• _Short exercise_
Reproduce all of the data below without alteration; exclude every picture.

--------------------------------------------------

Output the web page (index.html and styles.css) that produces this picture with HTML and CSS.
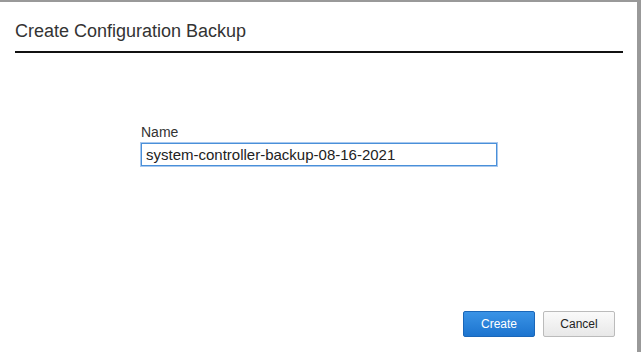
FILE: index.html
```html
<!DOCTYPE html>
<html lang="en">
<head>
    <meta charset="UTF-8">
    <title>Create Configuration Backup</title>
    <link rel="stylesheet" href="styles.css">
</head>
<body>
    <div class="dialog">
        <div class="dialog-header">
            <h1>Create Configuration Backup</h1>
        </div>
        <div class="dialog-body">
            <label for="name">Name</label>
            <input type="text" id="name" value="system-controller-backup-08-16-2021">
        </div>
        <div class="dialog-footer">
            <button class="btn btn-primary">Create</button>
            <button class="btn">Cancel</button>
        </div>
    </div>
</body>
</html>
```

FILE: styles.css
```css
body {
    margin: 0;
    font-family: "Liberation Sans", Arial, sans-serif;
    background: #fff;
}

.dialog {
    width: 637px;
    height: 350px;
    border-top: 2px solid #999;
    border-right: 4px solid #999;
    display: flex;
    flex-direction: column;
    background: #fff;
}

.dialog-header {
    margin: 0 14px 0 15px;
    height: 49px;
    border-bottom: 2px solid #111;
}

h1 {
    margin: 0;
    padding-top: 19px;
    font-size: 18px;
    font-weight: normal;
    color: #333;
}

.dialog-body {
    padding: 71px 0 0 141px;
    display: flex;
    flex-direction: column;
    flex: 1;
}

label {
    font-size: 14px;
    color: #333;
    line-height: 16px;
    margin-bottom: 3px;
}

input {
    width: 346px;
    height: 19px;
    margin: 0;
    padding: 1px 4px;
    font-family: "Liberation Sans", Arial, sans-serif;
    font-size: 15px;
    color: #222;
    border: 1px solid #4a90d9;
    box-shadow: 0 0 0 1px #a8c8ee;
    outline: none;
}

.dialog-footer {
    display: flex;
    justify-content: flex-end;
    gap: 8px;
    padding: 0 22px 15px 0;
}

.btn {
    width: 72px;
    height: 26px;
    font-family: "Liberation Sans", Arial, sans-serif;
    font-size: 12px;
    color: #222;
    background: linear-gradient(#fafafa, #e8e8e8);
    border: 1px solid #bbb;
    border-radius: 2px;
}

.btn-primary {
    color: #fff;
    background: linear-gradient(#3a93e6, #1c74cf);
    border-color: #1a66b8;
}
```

--------------------------------------------------

• _Response_
Output the web page (index.html and styles.css) that produces this picture with HTML and CSS.
FILE: index.html
```html
<!DOCTYPE html>
<html lang="en">
<head>
    <meta charset="UTF-8">
    <title>Create Configuration Backup</title>
    <link rel="stylesheet" href="styles.css">
</head>
<body>
    <div class="dialog">
        <div class="dialog-header">
            <h1>Create Configuration Backup</h1>
        </div>
        <div class="dialog-body">
            <label for="name">Name</label>
            <input type="text" id="name" value="system-controller-backup-08-16-2021">
        </div>
        <div class="dialog-footer">
            <button class="btn btn-primary">Create</button>
            <button class="btn">Cancel</button>
        </div>
    </div>
</body>
</html>
```

FILE: styles.css
```css
body {
    margin: 0;
    font-family: "Liberation Sans", Arial, sans-serif;
    background: #fff;
}

.dialog {
    width: 637px;
    height: 350px;
    border-top: 2px solid #999;
    border-right: 4px solid #999;
    display: flex;
    flex-direction: column;
    background: #fff;
}

.dialog-header {
    margin: 0 14px 0 15px;
    height: 49px;
    border-bottom: 2px solid #111;
}

h1 {
    margin: 0;
    padding-top: 19px;
    font-size: 18px;
    font-weight: normal;
    color: #333;
}

.dialog-body {
    padding: 71px 0 0 141px;
    display: flex;
    flex-direction: column;
    flex: 1;
}

label {
    font-size: 14px;
    color: #333;
    line-height: 16px;
    margin-bottom: 3px;
}

input {
    width: 346px;
    height: 19px;
    margin: 0;
    padding: 1px 4px;
    font-family: "Liberation Sans", Arial, sans-serif;
    font-size: 15px;
    color: #222;
    border: 1px solid #4a90d9;
    box-shadow: 0 0 0 1px #a8c8ee;
    outline: none;
}

.dialog-footer {
    display: flex;
    justify-content: flex-end;
    gap: 8px;
    padding: 0 22px 15px 0;
}

.btn {
    width: 72px;
    height: 26px;
    font-family: "Liberation Sans", Arial, sans-serif;
    font-size: 12px;
    color: #222;
    background: linear-gradient(#fafafa, #e8e8e8);
    border: 1px solid #bbb;
    border-radius: 2px;
}

.btn-primary {
    color: #fff;
    background: linear-gradient(#3a93e6, #1c74cf);
    border-color: #1a66b8;
}
```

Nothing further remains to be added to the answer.